Md. Moves Ahead with STEM Initiatives


By SOPHIE PETIT

COLUMBIA, Md.—Computer science students at Hammond High School aren’t just reading textbooks and taking notes these days, but are designing actual software, like interactive fossil fuel maps, for their fellow students to use in other classes.

Instead of working on some “make-believe project,” students address a current problem, in this case sustainable energy, said Hammond High computer science teacher Alan Kostrick.

Students even have a deadline to finish the software because other students are waiting to use it, he said.

And students like it.

“It’s exciting,” said 17-year-old Audrey Clark.

The class is part of a STEM program (science, technology, engineering and math) called Learning Studios and created by the National Commission on Teaching and America’s Future, a non-profit educational group.

It brings real-life professionals, like NASA scientists, together with teachers and students in all grades to spend a year working on real-world, problem-based projects, like the fossil-fuel project at Hammond High.

“It’s like they’re working for a software design company,” Kostrick said.

The program is part of Maryland’s overall effort to address two issues plaguing the state and the nation: Students aren’t interested in STEM-related subjects and not enough teachers are qualified to teach them.

Maryland sits in the nation’s hub of high-paying technical jobs, said Ted Imes, director of corporate citizenship, electronic systems, for Northrop Grumman Corporation, at an education summit hosted by the commission last month.

But hundreds of engineering jobs, for example, remain unfilled at his company every day, he said, which is where Learning Studios and other STEM initiatives come in.

Starting in just six Maryland public schools in 2009, the program is now used in 30 schools across four districts, and is rapidly expanding, said commission president Tom Carroll.

The schools using the program are in Howard, Prince George’s, Anne Arundel and Baltimore counties.

The commission just invited Montgomery County to join, and now the Maryland Department of Education is requesting the program across the state, Carroll said.

“It’s more hands-on. Other classes you just take a lot of notes,” said 15-year-old JT Brittain. “I like this better.”

Maryland is the first state to set specific “STEM standards of practice” that tell teachers not just what STEM is, but how to teach the subjects, said Donna Clem, STEM coordinator for the Maryland Department of Education.

Other non-government organizations are also working on enhancing STEM education.

The Maryland Business Roundtable for Education, a non-profit coalition of employers supporting education, announced at its annual meeting last week that it’s going to expand STEMnet, an extensive online resource for students and teachers that launched last year.

Learning Studios aims to make math and science real to students by putting them to work on real projects that are designed with help from real STEM professionals.

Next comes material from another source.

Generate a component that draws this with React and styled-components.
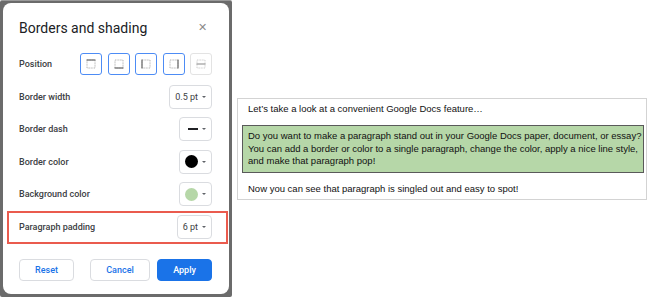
import React from 'react';
import styled, { createGlobalStyle } from 'styled-components';

const Global = createGlobalStyle`
  html, body { margin: 0; padding: 0; background: #fff; }
  body { font-family: Roboto, "Liberation Sans", Arial, sans-serif; }
`;

const Page = styled.div`
  display: flex;
  align-items: center;
  gap: 5px;
  width: 650px;
  height: 298px;
`;

const Frame = styled.div`
  align-self: flex-start;
  width: 232px;
  height: 297px;
  box-sizing: border-box;
  padding: 2px 3px 3px 3px;
  background: #6b6b6b;
  border-top: 1px solid #9a9a9a;
  border-radius: 2px;
  display: flex;
`;

const Card = styled.div`
  flex: 1;
  background: #fff;
  border-radius: 8px;
  display: flex;
  flex-direction: column;
  padding: 0 17px 0 16px;
`;

const Header = styled.div`
  height: 41px;
  display: flex;
  align-items: center;
  justify-content: space-between;
  padding-right: 5px;
  padding-top: 4px;
`;

const Title = styled.h1`
  margin: 0;
  font-size: 14px;
  font-weight: 400;
  color: #202124;
`;

const Close = styled.span`
  color: #8a8a8a;
  font-size: 11px;
  line-height: 1;
`;

const Row = styled.div`
  height: 32.5px;
  box-sizing: border-box;
  display: flex;
  align-items: center;
  justify-content: space-between;
  ${(p) =>
    p.$highlight &&
    `
    margin: 0 -16px 0 -12px;
    padding: 0 14px 0 10px;
    border: 2px solid #ea5b4e;
    height: 33px;
  `}
`;

const Label = styled.span`
  font-size: 9px;
  font-weight: 500;
  color: #3c4043;
`;

const PosGroup = styled.div`
  display: flex;
  gap: 5.5px;
`;

const PosButton = styled.div`
  width: 22px;
  height: 22px;
  box-sizing: border-box;
  border-radius: 3px;
  border: ${(p) => (p.$active ? '1.5px solid #4d8cf5' : '1px solid #e3e3e3')};
  display: flex;
  align-items: center;
  justify-content: center;
`;

const Select = styled.div`
  height: 24px;
  box-sizing: border-box;
  border: 1px solid #dadce0;
  border-radius: 4px;
  display: flex;
  align-items: center;
  gap: 4px;
  padding: 0 5px 0 ${(p) => p.$padLeft || 5}px;
  font-size: 9px;
  color: #3c4043;
`;

const Caret = styled.span`
  width: 0;
  height: 0;
  border-left: 2.5px solid transparent;
  border-right: 2.5px solid transparent;
  border-top: 2.5px solid #5f6368;
`;

const Dash = styled.span`
  width: 10px;
  height: 2px;
  background: #202124;
`;

const Swatch = styled.span`
  width: 13px;
  height: 13px;
  border-radius: 50%;
  background: ${(p) => p.$color};
`;

const Footer = styled.div`
  margin-top: 15px;
  display: flex;
  justify-content: space-between;
  align-items: center;
`;

const BtnGroup = styled.div`
  display: flex;
  gap: 7px;
`;

const Button = styled.button`
  height: 22px;
  width: ${(p) => p.$w}px;
  box-sizing: border-box;
  border-radius: 4px;
  font-family: Roboto, "Liberation Sans", Arial, sans-serif;
  font-size: 9px;
  font-weight: 500;
  cursor: pointer;
  padding: 0;
  border: 1px solid ${(p) => (p.$primary ? '#1a73e8' : '#dadce0')};
  background: ${(p) => (p.$primary ? '#1a73e8' : '#fff')};
  color: ${(p) => (p.$primary ? '#fff' : '#1a73e8')};
`;

const Doc = styled.div`
  width: 410px;
  box-sizing: border-box;
  border: 1px solid #d3d3d3;
  padding: 4px 2px 4px 4px;
  font-family: "Liberation Sans", Arial, sans-serif;
  font-size: 9.5px;
  line-height: 12.5px;
  color: #111;
`;

const Para = styled.p`
  margin: 0;
  padding: 0 0 0 ${(p) => p.$indent || 0}px;
`;

const Shaded = styled.p`
  margin: 10px 0;
  padding: 4px 0 4px 5px;
  background: #b6d7a8;
  border: 1px solid #5a5a5a;
`;

function PosIcon({ side }) {
  const light = '#b5b5b5';
  const dark = '#6b6b6b';
  return (
    <svg width="10" height="10" viewBox="0 0 10 10">
      {side !== 'between' ? (
        <>
          <rect x="1" y="1" width="8" height="8" fill="none" stroke={light} strokeWidth="1" strokeDasharray="1 0.6" />
          {side === 'top' && <line x1="0.5" y1="1" x2="9.5" y2="1" stroke={dark} strokeWidth="1.2" />}
          {side === 'bottom' && <line x1="0.5" y1="9" x2="9.5" y2="9" stroke={dark} strokeWidth="1.2" />}
          {side === 'left' && <line x1="1" y1="0.5" x2="1" y2="9.5" stroke={dark} strokeWidth="1.2" />}
          {side === 'right' && <line x1="9" y1="0.5" x2="9" y2="9.5" stroke={dark} strokeWidth="1.2" />}
        </>
      ) : (
        <>
          <rect x="1" y="1" width="8" height="8" fill="none" stroke="#cfcfcf" strokeWidth="1" strokeDasharray="1 0.6" />
          <line x1="0.5" y1="5" x2="9.5" y2="5" stroke="#9a9a9a" strokeWidth="1.2" />
        </>
      )}
    </svg>
  );
}

export default function App() {
  return (
    <>
      <Global />
      <Page>
        <Frame>
          <Card>
            <Header>
              <Title>Borders and shading</Title>
              <Close>✕</Close>
            </Header>
            <Row>
              <Label>Position</Label>
              <PosGroup>
                <PosButton $active><PosIcon side="top" /></PosButton>
                <PosButton $active><PosIcon side="bottom" /></PosButton>
                <PosButton $active><PosIcon side="left" /></PosButton>
                <PosButton $active><PosIcon side="right" /></PosButton>
                <PosButton><PosIcon side="between" /></PosButton>
              </PosGroup>
            </Row>
            <Row>
              <Label>Border width</Label>
              <Select>0.5 pt<Caret /></Select>
            </Row>
            <Row>
              <Label>Border dash</Label>
              <Select $padLeft={8}><Dash /><Caret /></Select>
            </Row>
            <Row>
              <Label>Border color</Label>
              <Select $padLeft={5}><Swatch $color="#000" /><Caret /></Select>
            </Row>
            <Row>
              <Label>Background color</Label>
              <Select $padLeft={5}><Swatch $color="#b6d7a8" /><Caret /></Select>
            </Row>
            <Row $highlight>
              <Label>Paragraph padding</Label>
              <Select>6 pt<Caret /></Select>
            </Row>
            <Footer>
              <Button $w={55}>Reset</Button>
              <BtnGroup>
                <Button $w={60}>Cancel</Button>
                <Button $w={55} $primary>Apply</Button>
              </BtnGroup>
            </Footer>
          </Card>
        </Frame>
        <Doc>
          <Para $indent={6}>Let’s take a look at a convenient Google Docs feature…</Para>
          <Shaded>
            Do you want to make a paragraph stand out in your Google Docs paper, document, or essay? You can add a border or color to a single paragraph, change the color, apply a nice line style, and make that paragraph pop!
          </Shaded>
          <Para $indent={6}>Now you can see that paragraph is singled out and easy to spot!</Para>
        </Doc>
      </Page>
    </>
  );
}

It “should be implemented in all schools,” Clem said. “But it isn’t easy,” especially securing funding.

The program costs each school district about $70,000 to $75,000 a year, which covers teacher training and resource support from the commission, said Melinda George, commission vice president and chief operating officer.

So far, the commission has brought some funding into the schools through outside grants, said Jeff Dilks, Learning Studios’ senior director.

The four-year $250 million federal Race to the Top grant, awarded to Maryland in 2010, has also been a savior in funding STEM initiatives, educators said.

But educators at the summit wanted to know, what happens when grants run out?

After Learning Studios builds the foundation, “we need to help schools take over more and more,” and encourage more teacher leaders so when the program ends, the learning continues, George said.

“We’re not a curriculum. We’re a process,” Dilks said. “We hope that the school district can incorporate regular professional development.”

The program is not only expanding but also gaining more interest from funders, Carroll said.

The commission has received grants for the program from Northrop Grumman and NASA, and Boeing just gave a two-year $95,000 grant, up from $30,000 last year.

Boeing’s future, said Tom Bartlett, one of the company’s community investors, relies on finding a way to close the skill gap.